• _WRITTEN EXERCISE_
Look for the string "index" and copy every line that has it.

• _SUPPLIED DATA_
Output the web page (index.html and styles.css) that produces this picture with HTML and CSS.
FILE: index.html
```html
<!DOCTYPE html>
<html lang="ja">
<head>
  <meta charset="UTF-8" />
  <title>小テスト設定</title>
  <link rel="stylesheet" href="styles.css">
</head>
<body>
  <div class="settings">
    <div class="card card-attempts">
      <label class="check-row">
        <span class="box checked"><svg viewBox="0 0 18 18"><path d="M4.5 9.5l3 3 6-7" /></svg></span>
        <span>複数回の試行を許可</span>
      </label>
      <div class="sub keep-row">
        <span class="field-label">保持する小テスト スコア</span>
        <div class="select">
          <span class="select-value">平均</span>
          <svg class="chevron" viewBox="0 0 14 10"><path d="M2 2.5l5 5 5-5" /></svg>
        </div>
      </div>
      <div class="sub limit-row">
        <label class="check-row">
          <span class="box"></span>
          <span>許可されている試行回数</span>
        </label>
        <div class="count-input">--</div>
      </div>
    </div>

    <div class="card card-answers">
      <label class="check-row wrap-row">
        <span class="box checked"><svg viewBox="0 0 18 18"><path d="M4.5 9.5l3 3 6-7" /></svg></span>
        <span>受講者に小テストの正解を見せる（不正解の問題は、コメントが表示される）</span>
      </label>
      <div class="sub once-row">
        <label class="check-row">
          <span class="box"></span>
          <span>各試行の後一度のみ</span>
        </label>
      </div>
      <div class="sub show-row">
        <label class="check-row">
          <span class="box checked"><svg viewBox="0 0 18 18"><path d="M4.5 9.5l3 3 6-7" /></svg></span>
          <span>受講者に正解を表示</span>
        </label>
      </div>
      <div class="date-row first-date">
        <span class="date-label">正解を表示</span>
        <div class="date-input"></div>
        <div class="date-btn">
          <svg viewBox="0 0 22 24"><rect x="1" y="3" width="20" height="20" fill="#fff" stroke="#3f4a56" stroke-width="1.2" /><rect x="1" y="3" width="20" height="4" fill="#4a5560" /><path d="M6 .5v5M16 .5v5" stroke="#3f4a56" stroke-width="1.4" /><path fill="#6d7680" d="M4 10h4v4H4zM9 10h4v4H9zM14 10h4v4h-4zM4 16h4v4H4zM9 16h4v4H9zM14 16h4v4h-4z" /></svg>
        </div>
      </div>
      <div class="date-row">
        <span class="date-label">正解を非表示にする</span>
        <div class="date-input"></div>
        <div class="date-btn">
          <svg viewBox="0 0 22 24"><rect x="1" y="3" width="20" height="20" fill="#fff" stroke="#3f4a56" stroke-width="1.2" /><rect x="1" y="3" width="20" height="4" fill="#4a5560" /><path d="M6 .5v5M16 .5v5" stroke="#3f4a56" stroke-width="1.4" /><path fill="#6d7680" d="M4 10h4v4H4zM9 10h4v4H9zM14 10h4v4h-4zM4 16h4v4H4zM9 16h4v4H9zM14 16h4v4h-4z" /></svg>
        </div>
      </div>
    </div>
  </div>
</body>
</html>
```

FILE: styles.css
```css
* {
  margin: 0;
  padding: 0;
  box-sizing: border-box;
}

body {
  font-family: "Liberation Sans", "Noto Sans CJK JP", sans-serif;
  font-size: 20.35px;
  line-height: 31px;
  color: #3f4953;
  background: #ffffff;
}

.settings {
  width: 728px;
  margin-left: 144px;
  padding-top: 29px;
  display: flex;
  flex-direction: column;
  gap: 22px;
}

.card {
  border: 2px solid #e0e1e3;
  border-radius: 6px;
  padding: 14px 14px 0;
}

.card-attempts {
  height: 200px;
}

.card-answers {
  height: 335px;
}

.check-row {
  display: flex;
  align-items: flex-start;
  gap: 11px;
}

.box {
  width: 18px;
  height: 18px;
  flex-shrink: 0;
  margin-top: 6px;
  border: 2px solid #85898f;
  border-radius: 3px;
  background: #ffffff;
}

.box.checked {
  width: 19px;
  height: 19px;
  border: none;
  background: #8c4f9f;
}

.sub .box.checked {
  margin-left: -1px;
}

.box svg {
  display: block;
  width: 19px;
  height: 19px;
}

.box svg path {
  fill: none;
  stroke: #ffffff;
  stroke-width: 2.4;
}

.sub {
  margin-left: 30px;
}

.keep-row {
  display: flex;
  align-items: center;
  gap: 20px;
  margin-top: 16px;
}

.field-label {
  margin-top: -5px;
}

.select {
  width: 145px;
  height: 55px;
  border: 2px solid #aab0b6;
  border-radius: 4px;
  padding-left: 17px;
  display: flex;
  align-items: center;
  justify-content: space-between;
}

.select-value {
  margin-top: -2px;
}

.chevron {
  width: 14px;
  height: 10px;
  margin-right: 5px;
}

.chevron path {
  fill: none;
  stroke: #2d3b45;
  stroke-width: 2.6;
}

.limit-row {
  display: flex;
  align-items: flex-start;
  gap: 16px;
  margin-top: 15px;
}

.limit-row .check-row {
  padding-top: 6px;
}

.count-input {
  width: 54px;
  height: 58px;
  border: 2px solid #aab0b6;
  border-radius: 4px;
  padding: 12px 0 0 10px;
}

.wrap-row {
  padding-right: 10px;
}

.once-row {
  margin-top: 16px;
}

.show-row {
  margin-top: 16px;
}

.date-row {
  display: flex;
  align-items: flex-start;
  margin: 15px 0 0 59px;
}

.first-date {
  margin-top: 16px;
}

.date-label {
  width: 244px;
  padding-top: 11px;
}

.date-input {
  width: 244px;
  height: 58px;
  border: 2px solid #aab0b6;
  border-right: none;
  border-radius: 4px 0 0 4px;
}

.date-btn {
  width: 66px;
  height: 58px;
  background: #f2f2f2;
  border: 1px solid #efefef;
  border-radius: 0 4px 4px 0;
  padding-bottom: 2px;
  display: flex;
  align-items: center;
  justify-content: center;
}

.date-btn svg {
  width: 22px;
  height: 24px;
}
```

• _EXPECTED ANSWER_
Output the web page (index.html and styles.css) that produces this picture with HTML and CSS.
FILE: index.html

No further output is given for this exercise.